For applications filed after Alice, we found that the top art unit groups for applications that cite Alice rejections continue to be the e-commerce art units in the 3620s, 3680s, and 3690s. After those three art unit groups, this rate drops quite significantly for the remainder of the top 10 art unit groups with the greater percentage of applications that contain Alice rejections. See Figure 4 for a listing of the 10 art unit groups with the greatest percentage of applications with Alice rejections.
A similar picture emerges when looking at the percentage of applications containing Alice rejections by class. The class with the greatest percentage of applications with Alice rejections is class 705, which handles “data processing: financial, business practice, management, or cost/price determination” applications. After class 705, the rate at which applications contain Alice rejections drops significantly. See Figure 5 for a listing of the 10 classes with the greatest percentage of applications with Alice rejections.
This data indicates that the effects of Alice, while profound, are also extremely localized.
The Outlook for Applicants
As illustrated above, if an applicant receives a § 101 rejection, there is a 63.9% chance that that rejection will cite Alice. Overall, applicants who receive § 101 rejections have a 60.8% chance of overcoming them.* However, if the rejection cites Alice, that chance drops to 49.7%. Of course, these statistics are mere averages. To understand the outlook for applicants on a deeper level, we will need to examine how most applicants handle Alice rejections and how successful their strategies are.
When it is time to respond to an Alice rejection, the vast majority of applicants choose a request for continued examination (RCE), at 65.1%.** The second most frequent response is abandonment, at 18.4%. It is hardly surprising that almost a fifth of applicants who receive an Alice rejection abandon, given Alice’s reputation as an application-killer. See Figure 6 for the frequency at which applicants choose the various methods of responding to an Alice rejection.
Just because most applicants choose to respond to Alice rejections with an RCE does not mean that an RCE is necessarily the most advantageous procedural response. Rather, the most advantageous response to an Alice rejection is an interview, with a 59.1% success rate. RCEs, meanwhile, are only successful at overcoming Alice rejections 37.9% of the time. See Figure 7 for the success rates of the various procedural strategies for responding to an Alice rejection.***
How Juristat Can Help
Juristat offers big data analytics tools to patent prosecutors to help them overcome some of the thorniest dilemmas they face in their day-to-day practices, including getting around Alice rejections. Using data, patent attorneys can gain a clearer understanding about exactly how their examiner interprets the Alice decision, giving them the opportunity to tailor their arguments in response to an Alice rejection. Additionally, data allows patent attorneys to predict their examiner’s next move, preventing the wasting of time and resources on logically ineffective prosecution strategies. Finally, data allows practitioners to discover their strengths and market them to clients who face long odds of obtaining software patents in an increasingly competitive legal market.
See how below.
Reduce Your Chances of Landing in an Alice-Heavy Class
The best way to get around an Alice rejection is not to get one in the first place, and that strategy begins with the way you write your claims. In most cases, a few simple words in your claims like “computer,” “data,” or “shopping cart” can cause the USPTO to assign your application to a class and an art unit where it is almost guaranteed to receive an Alice rejection. However, when you use Juristat Drafting, you can avoid that. Juristat Drafting allows you to input your claim language and find out the probability that your application will receive an Alice rejection based on the class or art unit it is most likely to be assigned. It also tells you which words in your claims are most responsible for that classification. You can then use this information to tweak the language in your claims to reduce your chances of assignment to an Alice-heavy class.

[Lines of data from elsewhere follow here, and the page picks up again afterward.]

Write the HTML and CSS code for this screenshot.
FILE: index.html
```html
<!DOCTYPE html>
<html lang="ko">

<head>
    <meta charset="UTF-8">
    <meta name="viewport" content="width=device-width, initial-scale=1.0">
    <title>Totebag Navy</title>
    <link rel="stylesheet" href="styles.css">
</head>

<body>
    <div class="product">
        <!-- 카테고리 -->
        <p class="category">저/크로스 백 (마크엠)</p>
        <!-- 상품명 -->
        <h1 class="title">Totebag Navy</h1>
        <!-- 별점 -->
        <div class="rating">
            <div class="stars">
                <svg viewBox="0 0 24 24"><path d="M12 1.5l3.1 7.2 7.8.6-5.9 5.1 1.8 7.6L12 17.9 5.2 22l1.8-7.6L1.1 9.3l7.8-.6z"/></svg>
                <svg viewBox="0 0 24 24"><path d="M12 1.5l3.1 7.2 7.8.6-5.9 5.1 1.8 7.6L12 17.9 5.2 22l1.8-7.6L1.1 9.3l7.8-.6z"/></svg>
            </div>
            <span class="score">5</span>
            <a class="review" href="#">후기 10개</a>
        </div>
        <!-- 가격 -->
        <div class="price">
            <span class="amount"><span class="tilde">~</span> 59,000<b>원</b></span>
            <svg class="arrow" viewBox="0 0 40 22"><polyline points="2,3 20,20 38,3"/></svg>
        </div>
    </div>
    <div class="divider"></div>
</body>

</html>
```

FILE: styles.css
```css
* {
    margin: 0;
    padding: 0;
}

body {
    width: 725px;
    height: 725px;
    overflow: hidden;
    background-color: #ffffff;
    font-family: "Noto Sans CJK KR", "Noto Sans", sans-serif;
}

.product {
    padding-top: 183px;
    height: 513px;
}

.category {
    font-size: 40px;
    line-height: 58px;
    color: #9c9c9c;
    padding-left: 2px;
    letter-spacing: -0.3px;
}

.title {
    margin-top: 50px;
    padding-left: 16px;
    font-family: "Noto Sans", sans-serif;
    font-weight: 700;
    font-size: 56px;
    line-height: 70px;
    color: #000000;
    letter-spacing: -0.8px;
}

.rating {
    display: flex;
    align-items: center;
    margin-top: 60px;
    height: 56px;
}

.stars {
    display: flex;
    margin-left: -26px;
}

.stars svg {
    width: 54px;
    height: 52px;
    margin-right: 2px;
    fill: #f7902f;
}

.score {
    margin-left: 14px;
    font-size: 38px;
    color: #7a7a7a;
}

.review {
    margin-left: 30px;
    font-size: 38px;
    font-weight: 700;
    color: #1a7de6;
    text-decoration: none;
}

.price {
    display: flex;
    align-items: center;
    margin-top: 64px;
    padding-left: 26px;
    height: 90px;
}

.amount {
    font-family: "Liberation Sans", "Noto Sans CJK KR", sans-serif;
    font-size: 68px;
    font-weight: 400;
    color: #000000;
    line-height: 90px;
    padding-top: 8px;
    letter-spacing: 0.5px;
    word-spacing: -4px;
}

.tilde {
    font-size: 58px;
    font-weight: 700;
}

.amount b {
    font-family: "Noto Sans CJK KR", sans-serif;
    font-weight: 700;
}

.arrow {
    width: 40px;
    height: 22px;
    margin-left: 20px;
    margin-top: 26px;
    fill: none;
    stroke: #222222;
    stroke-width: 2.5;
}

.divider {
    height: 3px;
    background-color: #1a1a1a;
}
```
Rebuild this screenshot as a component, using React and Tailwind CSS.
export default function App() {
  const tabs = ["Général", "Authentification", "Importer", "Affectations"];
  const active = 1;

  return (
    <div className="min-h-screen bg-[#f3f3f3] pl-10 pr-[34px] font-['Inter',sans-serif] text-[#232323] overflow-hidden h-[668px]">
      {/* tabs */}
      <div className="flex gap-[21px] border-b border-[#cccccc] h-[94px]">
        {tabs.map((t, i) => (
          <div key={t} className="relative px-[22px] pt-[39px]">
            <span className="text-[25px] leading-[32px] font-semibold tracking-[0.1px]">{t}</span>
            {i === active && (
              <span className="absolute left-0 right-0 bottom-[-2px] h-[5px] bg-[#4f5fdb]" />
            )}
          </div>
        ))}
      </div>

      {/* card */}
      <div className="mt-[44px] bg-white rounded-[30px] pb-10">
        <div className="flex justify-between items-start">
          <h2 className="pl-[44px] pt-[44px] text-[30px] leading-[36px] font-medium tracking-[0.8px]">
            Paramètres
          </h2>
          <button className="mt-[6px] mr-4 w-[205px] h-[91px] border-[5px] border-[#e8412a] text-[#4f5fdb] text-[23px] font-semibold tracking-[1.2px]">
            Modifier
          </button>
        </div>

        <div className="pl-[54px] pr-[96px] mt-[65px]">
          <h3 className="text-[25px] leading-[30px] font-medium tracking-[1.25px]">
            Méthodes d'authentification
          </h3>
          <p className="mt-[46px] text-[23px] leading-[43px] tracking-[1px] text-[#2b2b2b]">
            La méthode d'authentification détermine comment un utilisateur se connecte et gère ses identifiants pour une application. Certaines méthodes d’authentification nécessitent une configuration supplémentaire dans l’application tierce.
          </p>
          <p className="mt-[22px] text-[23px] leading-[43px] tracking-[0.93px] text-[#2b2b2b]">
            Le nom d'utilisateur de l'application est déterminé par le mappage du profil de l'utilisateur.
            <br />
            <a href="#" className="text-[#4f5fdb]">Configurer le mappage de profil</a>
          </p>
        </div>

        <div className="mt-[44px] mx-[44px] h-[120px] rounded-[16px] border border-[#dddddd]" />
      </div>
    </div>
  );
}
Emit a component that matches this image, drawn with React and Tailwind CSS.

Get Inside Your Examiner’s Head
If you do land in an Alice-heavy class or art unit and receive an Alice rejection, Juristat Examiner Reports provide extensive insight into how your examiner interprets the case because they give you access to full-text copies of the examiner’s previous Alice rejections. You can also see how previous applicants responded to your examiner’s Alice rejections and whether their arguments succeeded. Juristat Examiner Reports give you a glimpse inside your examiner’s head and allow you to learn from others’ mistakes. You can also see a host of other useful statistics about your examiner, including:
- Allowance rate
- Rejection response win rates
- Number of office actions to expect
- Number of months between key prosecution events
- Chances of obtaining a different examiner with a continuation/continuation in part
Manage Your Clients’ Expectations
It is no secret among patent attorneys that it is difficult to obtain software and business methods patents. However, the reason for this may not always be so clear to clients, and their patience in dealing with (and financing) a complex prosecution is not without limits. They may not understand exactly why their application keeps getting rejected, and if they are going to blame anyone for this, it will most likely be you, their attorney. If your client’s application lands anywhere in the 3620s, 3680s, or 3690s, it is safe to say that prosecution is going to be a long, uphill battle and you should share this information with your clients up front. This will allow you to explain the unique challenges that prosecution in this technology sector requires and reduce the risk that your client will blame you for an unfavorable outcome.
*Juristat considers a rejection to be “overcome” if the next office action is either a notice of allowance or another rejection that does not cite the same rejection basis as the previous office action. For example, assume that an applicant receives a final rejection that cites §§ 101 and 103, she responds with an RCE, and the next rejection only cites § 103. We assume that the RCE was successful at overcoming the §101 rejection, since it was not raised again in the subsequent rejection.
**Because almost all successful responses to final rejections also include a subsequent amendment, we did not consider an amendment to be a distinct response to a final rejection, and thus we calculated how applicants responded whether or not that response included an amendment. For applications in which there were multiple responses (i.e., an RCE and an interview), we did not determine the chronological order of those responses, but rather, only that each response was made to the rejection at some point prior to a subsequent rejection or an allowance.
***Rejection response success rates were calculated based on applications in which the highlighted response was the only response to the rejection in question.